## WHAT TO DO
In full and without alteration, give the listing again.

--- START OF MATERIAL ---

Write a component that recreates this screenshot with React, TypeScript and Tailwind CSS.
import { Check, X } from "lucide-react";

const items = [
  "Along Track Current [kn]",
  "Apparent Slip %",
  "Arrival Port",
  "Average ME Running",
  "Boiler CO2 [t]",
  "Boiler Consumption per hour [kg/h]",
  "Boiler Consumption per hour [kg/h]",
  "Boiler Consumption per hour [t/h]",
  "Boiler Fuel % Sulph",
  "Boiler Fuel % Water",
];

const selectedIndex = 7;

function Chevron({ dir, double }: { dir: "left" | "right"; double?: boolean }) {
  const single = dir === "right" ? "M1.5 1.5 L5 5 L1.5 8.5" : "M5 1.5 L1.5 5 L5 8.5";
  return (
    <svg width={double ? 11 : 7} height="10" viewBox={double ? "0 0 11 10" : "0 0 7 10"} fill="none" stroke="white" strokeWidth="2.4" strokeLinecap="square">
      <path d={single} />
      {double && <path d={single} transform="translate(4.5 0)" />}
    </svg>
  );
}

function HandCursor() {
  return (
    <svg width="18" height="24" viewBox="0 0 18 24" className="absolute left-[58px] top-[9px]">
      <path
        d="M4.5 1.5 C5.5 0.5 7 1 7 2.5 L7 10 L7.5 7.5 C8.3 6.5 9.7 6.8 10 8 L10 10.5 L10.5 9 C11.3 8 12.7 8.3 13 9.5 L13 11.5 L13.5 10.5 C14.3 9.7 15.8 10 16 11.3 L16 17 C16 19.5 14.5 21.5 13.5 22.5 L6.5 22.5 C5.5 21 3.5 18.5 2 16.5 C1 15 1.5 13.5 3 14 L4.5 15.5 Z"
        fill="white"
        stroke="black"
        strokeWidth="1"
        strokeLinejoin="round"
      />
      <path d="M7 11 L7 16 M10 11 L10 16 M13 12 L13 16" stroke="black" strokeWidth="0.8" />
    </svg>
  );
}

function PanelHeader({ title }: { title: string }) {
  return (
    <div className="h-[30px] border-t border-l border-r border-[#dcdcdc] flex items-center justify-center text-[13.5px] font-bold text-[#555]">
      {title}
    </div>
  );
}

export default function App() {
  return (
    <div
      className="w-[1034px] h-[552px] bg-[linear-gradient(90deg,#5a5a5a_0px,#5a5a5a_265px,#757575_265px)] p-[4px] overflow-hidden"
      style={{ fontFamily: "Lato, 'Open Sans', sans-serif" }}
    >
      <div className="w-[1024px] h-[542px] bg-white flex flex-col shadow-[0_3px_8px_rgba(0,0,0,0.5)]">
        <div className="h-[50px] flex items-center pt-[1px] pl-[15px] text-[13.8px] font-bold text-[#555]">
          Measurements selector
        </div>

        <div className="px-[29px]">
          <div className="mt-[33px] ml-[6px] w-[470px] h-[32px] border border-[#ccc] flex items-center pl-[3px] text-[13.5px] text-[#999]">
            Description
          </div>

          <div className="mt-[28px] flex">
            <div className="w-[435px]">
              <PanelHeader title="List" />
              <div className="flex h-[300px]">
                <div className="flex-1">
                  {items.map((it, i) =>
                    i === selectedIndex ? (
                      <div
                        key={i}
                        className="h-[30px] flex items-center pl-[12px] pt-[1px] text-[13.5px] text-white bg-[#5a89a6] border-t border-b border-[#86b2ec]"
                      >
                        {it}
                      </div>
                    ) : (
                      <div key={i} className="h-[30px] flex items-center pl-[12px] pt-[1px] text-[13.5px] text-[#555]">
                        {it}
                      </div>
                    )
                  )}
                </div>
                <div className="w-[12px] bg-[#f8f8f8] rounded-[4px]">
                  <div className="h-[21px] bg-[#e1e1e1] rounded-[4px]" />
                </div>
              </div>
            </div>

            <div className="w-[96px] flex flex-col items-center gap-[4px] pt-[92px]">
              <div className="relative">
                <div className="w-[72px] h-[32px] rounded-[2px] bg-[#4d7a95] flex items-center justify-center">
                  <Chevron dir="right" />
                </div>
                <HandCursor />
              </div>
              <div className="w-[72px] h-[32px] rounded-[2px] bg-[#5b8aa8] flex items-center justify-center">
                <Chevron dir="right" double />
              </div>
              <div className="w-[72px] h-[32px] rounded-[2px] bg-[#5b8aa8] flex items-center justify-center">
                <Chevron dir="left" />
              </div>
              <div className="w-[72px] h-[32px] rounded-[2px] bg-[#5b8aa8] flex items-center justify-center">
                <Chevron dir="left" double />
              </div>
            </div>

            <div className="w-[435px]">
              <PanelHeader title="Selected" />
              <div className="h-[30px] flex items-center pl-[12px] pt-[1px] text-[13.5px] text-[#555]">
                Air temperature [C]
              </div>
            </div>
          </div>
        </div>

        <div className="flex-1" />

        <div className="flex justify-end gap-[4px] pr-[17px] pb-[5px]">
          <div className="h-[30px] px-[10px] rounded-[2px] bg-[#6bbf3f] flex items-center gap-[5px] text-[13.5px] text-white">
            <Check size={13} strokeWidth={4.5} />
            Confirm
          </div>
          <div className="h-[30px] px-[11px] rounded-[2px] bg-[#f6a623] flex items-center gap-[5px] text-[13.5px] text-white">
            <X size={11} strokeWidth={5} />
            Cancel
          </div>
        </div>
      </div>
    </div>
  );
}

--- END OF MATERIAL ---

## OUTPUT FOR THIS EXERCISE
Write a component that recreates this screenshot with React, TypeScript and Tailwind CSS.
import { Check, X } from "lucide-react";

const items = [
  "Along Track Current [kn]",
  "Apparent Slip %",
  "Arrival Port",
  "Average ME Running",
  "Boiler CO2 [t]",
  "Boiler Consumption per hour [kg/h]",
  "Boiler Consumption per hour [kg/h]",
  "Boiler Consumption per hour [t/h]",
  "Boiler Fuel % Sulph",
  "Boiler Fuel % Water",
];

const selectedIndex = 7;

function Chevron({ dir, double }: { dir: "left" | "right"; double?: boolean }) {
  const single = dir === "right" ? "M1.5 1.5 L5 5 L1.5 8.5" : "M5 1.5 L1.5 5 L5 8.5";
  return (
    <svg width={double ? 11 : 7} height="10" viewBox={double ? "0 0 11 10" : "0 0 7 10"} fill="none" stroke="white" strokeWidth="2.4" strokeLinecap="square">
      <path d={single} />
      {double && <path d={single} transform="translate(4.5 0)" />}
    </svg>
  );
}

function HandCursor() {
  return (
    <svg width="18" height="24" viewBox="0 0 18 24" className="absolute left-[58px] top-[9px]">
      <path
        d="M4.5 1.5 C5.5 0.5 7 1 7 2.5 L7 10 L7.5 7.5 C8.3 6.5 9.7 6.8 10 8 L10 10.5 L10.5 9 C11.3 8 12.7 8.3 13 9.5 L13 11.5 L13.5 10.5 C14.3 9.7 15.8 10 16 11.3 L16 17 C16 19.5 14.5 21.5 13.5 22.5 L6.5 22.5 C5.5 21 3.5 18.5 2 16.5 C1 15 1.5 13.5 3 14 L4.5 15.5 Z"
        fill="white"
        stroke="black"
        strokeWidth="1"
        strokeLinejoin="round"
      />
      <path d="M7 11 L7 16 M10 11 L10 16 M13 12 L13 16" stroke="black" strokeWidth="0.8" />
    </svg>
  );
}

function PanelHeader({ title }: { title: string }) {
  return (
    <div className="h-[30px] border-t border-l border-r border-[#dcdcdc] flex items-center justify-center text-[13.5px] font-bold text-[#555]">
      {title}
    </div>
  );
}

export default function App() {
  return (
    <div
      className="w-[1034px] h-[552px] bg-[linear-gradient(90deg,#5a5a5a_0px,#5a5a5a_265px,#757575_265px)] p-[4px] overflow-hidden"
      style={{ fontFamily: "Lato, 'Open Sans', sans-serif" }}
    >
      <div className="w-[1024px] h-[542px] bg-white flex flex-col shadow-[0_3px_8px_rgba(0,0,0,0.5)]">
        <div className="h-[50px] flex items-center pt-[1px] pl-[15px] text-[13.8px] font-bold text-[#555]">
          Measurements selector
        </div>

        <div className="px-[29px]">
          <div className="mt-[33px] ml-[6px] w-[470px] h-[32px] border border-[#ccc] flex items-center pl-[3px] text-[13.5px] text-[#999]">
            Description
          </div>

          <div className="mt-[28px] flex">
            <div className="w-[435px]">
              <PanelHeader title="List" />
              <div className="flex h-[300px]">
                <div className="flex-1">
                  {items.map((it, i) =>
                    i === selectedIndex ? (
                      <div
                        key={i}
                        className="h-[30px] flex items-center pl-[12px] pt-[1px] text-[13.5px] text-white bg-[#5a89a6] border-t border-b border-[#86b2ec]"
                      >
                        {it}
                      </div>
                    ) : (
                      <div key={i} className="h-[30px] flex items-center pl-[12px] pt-[1px] text-[13.5px] text-[#555]">
                        {it}
                      </div>
                    )
                  )}
                </div>
                <div className="w-[12px] bg-[#f8f8f8] rounded-[4px]">
                  <div className="h-[21px] bg-[#e1e1e1] rounded-[4px]" />
                </div>
              </div>
            </div>

            <div className="w-[96px] flex flex-col items-center gap-[4px] pt-[92px]">
              <div className="relative">
                <div className="w-[72px] h-[32px] rounded-[2px] bg-[#4d7a95] flex items-center justify-center">
                  <Chevron dir="right" />
                </div>
                <HandCursor />
              </div>
              <div className="w-[72px] h-[32px] rounded-[2px] bg-[#5b8aa8] flex items-center justify-center">
                <Chevron dir="right" double />
              </div>
              <div className="w-[72px] h-[32px] rounded-[2px] bg-[#5b8aa8] flex items-center justify-center">
                <Chevron dir="left" />
              </div>
              <div className="w-[72px] h-[32px] rounded-[2px] bg-[#5b8aa8] flex items-center justify-center">
                <Chevron dir="left" double />
              </div>
            </div>

            <div className="w-[435px]">
              <PanelHeader title="Selected" />
              <div className="h-[30px] flex items-center pl-[12px] pt-[1px] text-[13.5px] text-[#555]">
                Air temperature [C]
              </div>
            </div>
          </div>
        </div>

        <div className="flex-1" />

        <div className="flex justify-end gap-[4px] pr-[17px] pb-[5px]">
          <div className="h-[30px] px-[10px] rounded-[2px] bg-[#6bbf3f] flex items-center gap-[5px] text-[13.5px] text-white">
            <Check size={13} strokeWidth={4.5} />
            Confirm
          </div>
          <div className="h-[30px] px-[11px] rounded-[2px] bg-[#f6a623] flex items-center gap-[5px] text-[13.5px] text-white">
            <X size={11} strokeWidth={5} />
            Cancel
          </div>
        </div>
      </div>
    </div>
  );
}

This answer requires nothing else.